> [Data shown]:
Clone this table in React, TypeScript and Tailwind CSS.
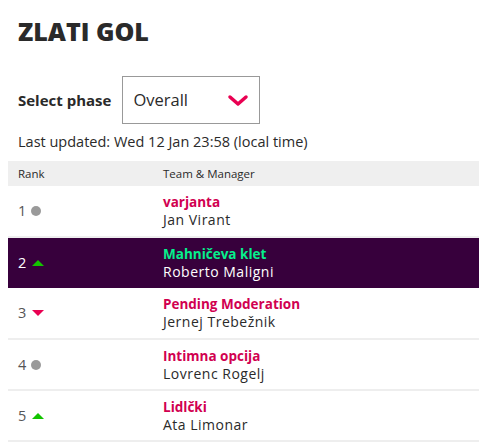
const rows = [
  { rank: 1, move: "same", team: "varjanta", manager: "Jan Virant" },
  { rank: 2, move: "up", team: "Mahničeva klet", manager: "Roberto Maligni", active: true },
  { rank: 3, move: "down", team: "Pending Moderation", manager: "Jernej Trebežnik" },
  { rank: 4, move: "same", team: "Intimna opcija", manager: "Lovrenc Rogelj" },
  { rank: 5, move: "up", team: "Lidlčki", manager: "Ata Limonar" },
];

function Movement({ move }: { move: string }) {
  if (move === "up") {
    return (
      <span className="ml-[6px] inline-block h-0 w-0 border-x-[6px] border-b-[6px] border-x-transparent border-b-[#13c400]" />
    );
  }
  if (move === "down") {
    return (
      <span className="ml-[6px] inline-block h-0 w-0 border-x-[6px] border-t-[6px] border-x-transparent border-t-[#e90052]" />
    );
  }
  return <span className="ml-[5px] inline-block h-[10px] w-[10px] rounded-full bg-[#9a9a9a]" />;
}

export default function App() {
  return (
    <div className="min-h-[446px] bg-white pl-[8px] text-[#37003c]" style={{ fontFamily: "'Open Sans', sans-serif" }}>
      <h1 className="pl-[10px] pt-[14px] text-[25px] font-extrabold leading-[34px] text-[#2a2a2a]">ZLATI GOL</h1>

      <div className="mt-[28px] flex items-center pl-[10px]">
        <span className="text-[15px] font-bold text-[#2a2a2a]">Select phase</span>
        <div className="ml-[11px] flex h-[48px] w-[138px] items-center justify-between border border-[#999] pl-[10px] pr-[10px]">
          <span className="text-[16.5px] text-[#2a2a2a]">Overall</span>
          <svg width="22" height="14" viewBox="0 0 22 14" className="mt-[1px]">
            <path d="M3 3 L11 10 L19 3" fill="none" stroke="#e90052" strokeWidth="3.5" strokeLinecap="round" strokeLinejoin="round" />
          </svg>
        </div>
      </div>

      <p className="mt-[9px] pl-[10px] text-[14.5px] leading-[18px] text-[#2a2a2a]">Last updated: Wed 12 Jan 23:58 (local time)</p>

      <table className="mt-[10px] w-full border-collapse text-left">
        <thead>
          <tr className="h-[25px] bg-[#efefef] text-[11.5px] text-[#2a2a2a]">
            <th className="w-[155px] pl-[10px] font-normal">Rank</th>
            <th className="font-normal">Team &amp; Manager</th>
          </tr>
        </thead>
        <tbody>
          {rows.map((r) => (
            <tr
              key={r.rank}
              className={r.active ? "h-[51px] bg-[#37003c]" : "h-[51px] border-b-2 border-[#eeeeee]"}
            >
              <td className="pl-[10px]">
                <div className={`flex items-center text-[14.5px] ${r.active ? "text-white" : "text-[#555]"}`}>
                  {r.rank}
                  <Movement move={r.move} />
                </div>
              </td>
              <td>
                <div className={`text-[13.5px] font-bold leading-[17px] ${r.active ? "text-[#05f08c]" : "text-[#d10050]"}`}>
                  {r.team}
                </div>
                <div className={`text-[14px] leading-[17px] tracking-[0.5px] ${r.active ? "text-white" : "text-[#2a2a2a]"}`}>{r.manager}</div>
              </td>
            </tr>
          ))}
        </tbody>
      </table>
    </div>
  );
}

> [Required task]:
Give the number of lines containing the word "table". No other answer is needed.

> [Answer to the task]:
3